DAY FIVE: black leather lace up boot by Hush Puppies designer colab (2008), 3 inch heel
My feet hurt when I woke up this morning. Screw wearing Primark boots on a daily basis! At least with all the other shoes my feet felt fine the following day.
Also, I’m starting to feel like a serious sex object, and not in an appealing “I feel sexy and confident” way, but in a “I feel disgusting and dirty” way.
Today on my commute in to work I chose to stand on the tube and everyone who passed by me – male and female – took at least a moment to stop and glance over my legs. I felt so awkward standing there, feeling judged for wearing heels and a bit slimy from all the pervy looks I was noticing. I could feel myself trying to shrink into my denim jacket, pulling my scarf over my chin as I began to sweat inside the over-crowded Brixton-bound tube.
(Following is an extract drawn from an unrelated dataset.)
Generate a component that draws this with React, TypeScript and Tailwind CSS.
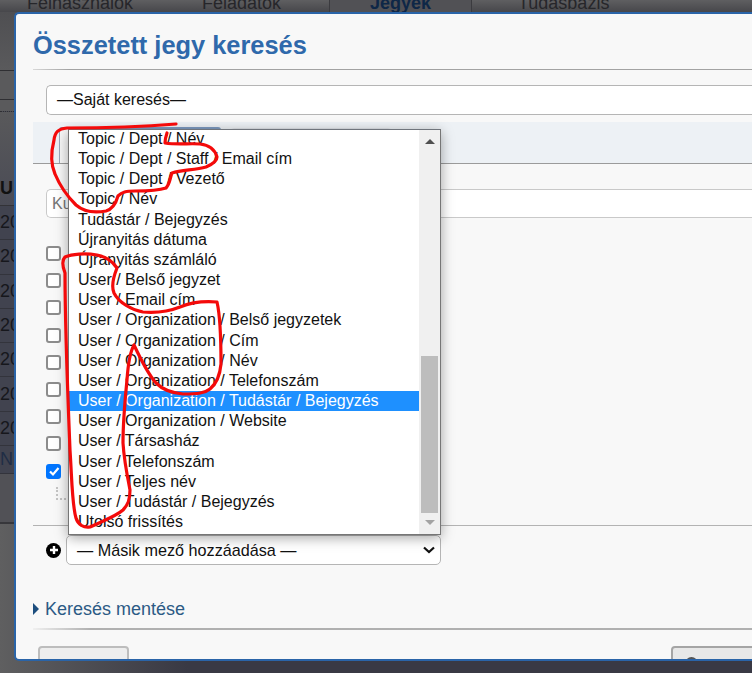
import React from "react";

const OPTIONS = [
  "Topic / Dept / Név",
  "Topic / Dept / Staff / Email cím",
  "Topic / Dept / Vezető",
  "Topic / Név",
  "Tudástár / Bejegyzés",
  "Újranyitás dátuma",
  "Újranyitás számláló",
  "User / Belső jegyzet",
  "User / Email cím",
  "User / Organization / Belső jegyzetek",
  "User / Organization / Cím",
  "User / Organization / Név",
  "User / Organization / Telefonszám",
  "User / Organization / Tudástár / Bejegyzés",
  "User / Organization / Website",
  "User / Társasház",
  "User / Telefonszám",
  "User / Teljes név",
  "User / Tudástár / Bejegyzés",
  "Utolsó frissítés",
];

const ROW_TEXT = ["20", "20", "20", "20", "20", "20", "20"];

function Backdrop() {
  return (
    <div className="flex h-full flex-col bg-[#5a5a5c]">
      <div className="flex h-[12px] items-end overflow-hidden bg-gradient-to-b from-[#5f5f61] to-[#47474b] text-[18px] leading-[18px] text-[#26262a]">
        <span className="ml-[27px] w-[175px] shrink-0">Felhasználók</span>
        <span className="w-[127px] shrink-0">Feladatok</span>
        <span className="flex h-full w-[143px] shrink-0 items-end justify-center border-x border-[#3b3b3f] bg-[#515155] font-bold text-[#0e2747]">
          Jegyek
        </span>
        <span className="ml-[46px]">Tudásbázis</span>
      </div>
      <div className="h-[59px] border-b border-[#2f2f33] bg-gradient-to-b from-[#4f4f52] to-[#5a5a5c]" />
      <div className="h-[29px] border-b border-[#2f2f33] bg-[#5a5a5c]" />
      <div className="mt-[11px] h-[94px] border-t border-dotted border-[#2f2f33] bg-gradient-to-b from-[#59595b] to-[#4a4b55] pt-[67px] text-[18px] font-bold leading-[18px] text-[#111]">
        U
      </div>
      <div className="border-t border-[#333338] bg-[#41434f]">
        {ROW_TEXT.map((text, i) => (
          <div
            key={i}
            className="flex h-[34.3px] items-center border-b border-[#33343c] text-[18px] text-[#16171c]"
          >
            {text}
          </div>
        ))}
        <div className="flex h-[28px] items-center border-b border-[#33343c] text-[18px] text-[#1f2d45]">Ni</div>
      </div>
      <div className="h-[50px] border-b-2 border-[#37373b] bg-[#515156]" />
      <div className="flex-1 bg-gradient-to-r from-[#5f5f60] to-[#393944] to-[25%]" />
    </div>
  );
}

function Checkbox({ checked }: { checked?: boolean }) {
  if (checked) {
    return (
      <span className="flex h-[15px] w-[15px] items-center justify-center rounded-[3px] bg-[#0075ff]">
        <svg viewBox="0 0 12 12" className="h-[12px] w-[12px]">
          <path d="M2 6.5 L5 9.5 L10.5 3" fill="none" stroke="#fff" strokeWidth="2.2" />
        </svg>
      </span>
    );
  }
  return <span className="block h-[15px] w-[15px] rounded-[3px] border-2 border-[#8c8c8c] bg-white" />;
}

function OptionList() {
  return (
    <div className="absolute left-[52px] top-[115px] flex h-[406px] w-[373px] overflow-hidden border border-[#767676] border-t-[#70757c] bg-white font-['Liberation_Sans',sans-serif] text-[16px] leading-[20.16px] text-[#111] shadow-[0_3px_12px_rgba(0,0,0,0.35)]">
      <div className="-mt-[1px] min-w-0 flex-1">
        {OPTIONS.map((option) => (
          <div
            key={option}
            className={`h-[20.16px] whitespace-nowrap pl-[9px] ${
              option === "User / Organization / Tudástár / Bejegyzés" ? "bg-[#1e90ff] text-white" : ""
            }`}
          >
            {option}
          </div>
        ))}
      </div>
      <div className="flex w-[21px] shrink-0 flex-col items-center bg-[#f0f0f0]">
        <svg viewBox="0 0 10 5" className="mt-[9px] h-[5px] w-[10px]">
          <path d="M5 0 L10 5 L0 5 Z" fill="#505050" />
        </svg>
        <div className="mt-[212px] h-[157px] w-[17px] bg-[#bdbdbd]" />
        <svg viewBox="0 0 10 5" className="mt-[7px] h-[5px] w-[10px]">
          <path d="M0 0 L10 0 L5 5 Z" fill="#a3a3a3" />
        </svg>
      </div>
    </div>
  );
}

function Scribbles() {
  return (
    <svg
      viewBox="0 0 752 673"
      className="pointer-events-none absolute left-0 top-0 h-[673px] w-[752px]"
      fill="none"
      stroke="#f40a0a"
      strokeWidth="3.2"
      strokeLinecap="round"
      strokeLinejoin="round"
    >
      <path d="M176 124 C140 127 100 128 67 128 C58 129 55 132 54 140 C51 152 51 165 55 174 C60 186 68 197 76 205 C84 212 95 213 106 211 C113 209 116 203 118 196 C122 192 126 191 135 191 C150 191 160 190 166 188 C170 184 170 178 172 173 C182 170 195 170 206 167 C213 164 217 160 217 157 C215 150 210 145 200 144 C190 143 178 145 165 143 C165 139 166 136 167 133" />
      <path d="M65 273 C62 265 62 260 65 257 C72 254 85 253 97 255 C107 257 113 262 117 268 C113 278 111 286 114 293 C119 303 132 310 143 312 C155 313 170 311 180 307 C192 302 205 301 217 302 C220 315 221 335 221 364 C220 375 216 384 210 389 C205 393 198 394 183 394 C172 393 162 389 156 383 C148 374 142 362 134 345 C130 352 128 365 127 380 C125 400 123 420 123 443 C124 460 127 475 130 490 C130 500 128 505 123 510 C115 517 100 522 90 527 C84 528 78 525 76 518 C72 505 72 480 70 450 C68 400 65 330 65 273" />
    </svg>
  );
}

function Modal() {
  return (
    <div className="absolute left-[14px] top-[12px] h-[649px] w-[800px] overflow-hidden rounded-l-[5px] rounded-tr-none border-2 border-r-0 border-[#2a64a8] bg-[#f8f8f8] font-['Liberation_Sans',sans-serif] text-[#111]">
      <div className="pl-[17px]">
        <h1 className="pt-[15px] text-[25.4px] font-bold leading-[32px] text-[#2f69ab]">Összetett jegy keresés</h1>
        <div className="mt-[8px] h-[1px] w-[719px] bg-gradient-to-r from-[#d8d8d8] via-[#a3a3a3] via-[5%] to-[#a3a3a3]" />
      </div>
      <div className="ml-[30px] mt-[15px] flex h-[30px] items-center rounded-l-[5px] border border-r-0 border-[#b5b5b5] bg-white pl-[10px] text-[16px]">
        —Saját keresés—
      </div>
      <div className="ml-[17px] mt-[7px] flex h-[42px] items-end border-b border-[#9b9b9b] bg-[#edf1f5]">
        <div className="ml-[26px] h-[36px] w-[162px] rounded-t-[3px] border-l border-t-2 border-[#9aa9bb] border-t-[#7d9ac0] bg-[#f8f8f8]" />
        <div className="ml-[9px] h-[35px] w-[162px] rounded-t-[4px] border border-[#dfe3e8] bg-[#f2f4f6]" />
      </div>
      <div className="ml-[30px] mt-[25px] flex h-[29px] items-center rounded-l-[5px] border border-r-0 border-[#c9c9c9] bg-white pl-[5px] text-[16px] text-[#757575]">
        Kulcsszavak
      </div>
      <div className="ml-[30px] mt-[28px] flex flex-col gap-[12.2px]">
        {Array.from({ length: 8 }).map((_, i) => (
          <Checkbox key={i} />
        ))}
        <Checkbox checked />
      </div>
      <div className="ml-[40px] mt-[8px] h-[13px] w-[10px] border-b-2 border-l-2 border-dotted border-[#c4c4c4]" />
      <div className="ml-[17px] mt-[25.6px] h-[1px] w-[719px] bg-[#b3b3b3]" />
      <div className="ml-[30px] mt-[9px] flex items-center gap-[5px]">
        <span className="flex h-[15px] w-[15px] items-center justify-center rounded-full bg-black">
          <svg viewBox="0 0 10 10" className="h-[10px] w-[10px]">
            <path d="M5 1 V9 M1 5 H9" stroke="#fff" strokeWidth="2.4" />
          </svg>
        </span>
        <div className="flex h-[30px] w-[375px] items-center justify-between rounded-[5px] border border-[#b5b5b5] bg-white pl-[10px] pr-[5px] text-[16.2px]">
          <span>— Másik mező hozzáadása —</span>
          <svg viewBox="0 0 12 8" className="h-[8px] w-[12px]">
            <path d="M1 1.5 L6 6 L11 1.5" fill="none" stroke="#111" strokeWidth="2.2" />
          </svg>
        </div>
      </div>
      <div className="ml-[17px] mt-[32px] flex items-center gap-[6px] text-[18px] leading-[24px] text-[#2c5a85]">
        <svg viewBox="0 0 6 12" className="h-[12px] w-[6px]">
          <path d="M0 0 L6 6 L0 12 Z" fill="#1d4e7e" />
        </svg>
        Keresés mentése
      </div>
      <div className="ml-[17px] mt-[7px] h-[2px] w-[719px] bg-gradient-to-r from-[#f0f0f0] via-[#b0b0b0] via-[8%] to-[#b0b0b0]" />
      <div className="ml-[22px] mt-[16px] flex justify-between">
        <div className="h-[30px] w-[91px] rounded-[4px] border-2 border-[#bdbdbd] bg-[#eeeeee] pl-[14px] pt-[9px] text-[16px] leading-[18px]">
          Mégse
        </div>
        <div className="mr-[23px] flex h-[30px] w-[120px] rounded-[4px] border-2 border-[#a5a5a5] bg-[#e8e8e8] pl-[12px] pt-[9px] text-[16px] leading-[18px]">
          <span className="mr-[8px] block h-[13px] w-[13px] rounded-full border-2 border-[#555]" />
          Keresés
        </div>
      </div>
      <OptionList />
    </div>
  );
}

export default function App() {
  return (
    <div className="relative h-[673px] w-[752px] overflow-hidden font-['Liberation_Sans',sans-serif]">
      <Backdrop />
      <Modal />
      <Scribbles />
    </div>
  );
}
I thoroughly felt disgusting.
The rest of the day saw me through work before meeting a mate for the late night at the British Museum, dinner and drinks. The phrase: “Can we take the tube so we don’t have to walk as far?” actually escaped my lips at one point and I am totally ashamed. I actually tubed it from Holborn to Oxford Circus, but I honestly couldn’t bear to walk that in heels.
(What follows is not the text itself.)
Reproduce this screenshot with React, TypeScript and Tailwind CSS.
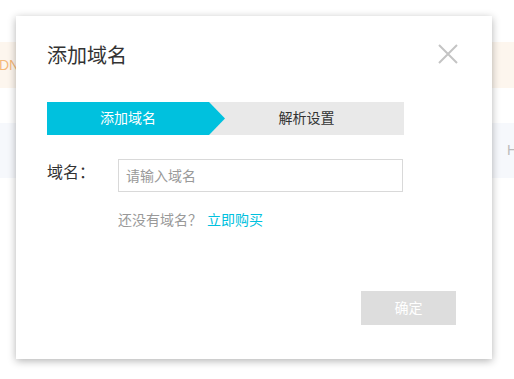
export default function App() {
  return (
    <div
      className="relative w-[514px] h-[379px] overflow-hidden bg-white"
      style={{ fontFamily: '"Liberation Sans", "Noto Sans CJK SC", sans-serif' }}
    >
      {/* page behind the dialog */}
      <div className="h-[42px]" />
      <div className="h-[46px] bg-[#fdf6ee] flex items-center text-[14px] text-[#f5b97a]">
        <span className="-ml-[1px]">DN</span>
      </div>
      <div className="h-[35px]" />
      <div className="h-[55px] bg-[#f6f8fc] flex items-center pl-[507px] text-[14px] text-[#bbb] whitespace-nowrap">
        <span>HTTP</span>
      </div>

      {/* dialog */}
      <div className="absolute left-[16px] top-[16px] w-[476px] h-[343px] bg-white shadow-[0_2px_8px_rgba(0,0,0,0.3)] pl-[31px] pr-[36px] pt-[26px]">
        <div className="flex items-center justify-between">
          <h2 className="text-[20px] leading-[28px] text-[#333]">添加域名</h2>
          <svg className="mr-[-3px] mt-[-4px]" width="22" height="22" viewBox="0 0 22 22">
            <path d="M2 2 L20 20 M20 2 L2 20" stroke="#c4c4c4" strokeWidth="2" fill="none" />
          </svg>
        </div>

        {/* steps */}
        <div className="mt-[32px] flex w-[357px] h-[33px] bg-[#e9e9e9] text-[14px]">
          <div className="relative w-[162px] bg-[#00c1de] text-white flex items-center justify-center">
            添加域名
            <svg className="absolute left-full top-0" width="16" height="33" viewBox="0 0 16 33">
              <polygon points="0,0 16,16.5 0,33" fill="#00c1de" />
            </svg>
          </div>
          <div className="flex-1 flex items-center justify-center text-[#333]">解析设置</div>
        </div>

        {/* field */}
        <div className="mt-[24px] flex items-center">
          <label className="w-[71px] text-[16px] text-[#333] -mt-[6px]">域名：</label>
          <input
            className="w-[285px] h-[33px] border border-[#d9d9d9] px-[7px] text-[14px] text-[#333] placeholder:text-[#999] outline-none"
            placeholder="请输入域名"
          />
        </div>

        <div className="mt-[18px] ml-[71px] text-[14px] leading-[20px] text-[#999]">
          还没有域名？
          <a className="text-[#00c1de] ml-[5px]" href="#">立即购买</a>
        </div>

        <div className="mt-[61px] flex justify-end">
          <button
            type="button"
            className="w-[95px] h-[34px] bg-[#dddddd] text-white text-[14px]"
          >
            确定
          </button>
        </div>
      </div>
    </div>
  );
}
I am thoroughly glad today is the last day of my heel challenge and I can not wait to spend a full day in my Dr Martens.
AT THE WEEKEND: Dr Martens
I was so unbelievably excited to put my Docs on that it’s actually a bit embarrassing. In fact, I polished them Saturday morning before lacing them up so they would look extra nice after being neglected for an entire five days.
Regardless, I lived in them this weekend and enjoyed every moment of how comfortable my feet felt.
However, I noticed something that surprised me: I didn’t feel feminine anymore. I felt a bit rougher and slightly edgier. No one offered me seats on the tube but standing without a bar to hold on to was no longer a problem. In general, strangers weren’t as friendly or polite to me as they had been all week but I ignored that as I was now able to easily manoeuvre through London’s tourist crowds.
So while I’ve found heels to have both pros and cons I think I may need to reconsider their retired status and strike a healthy balance.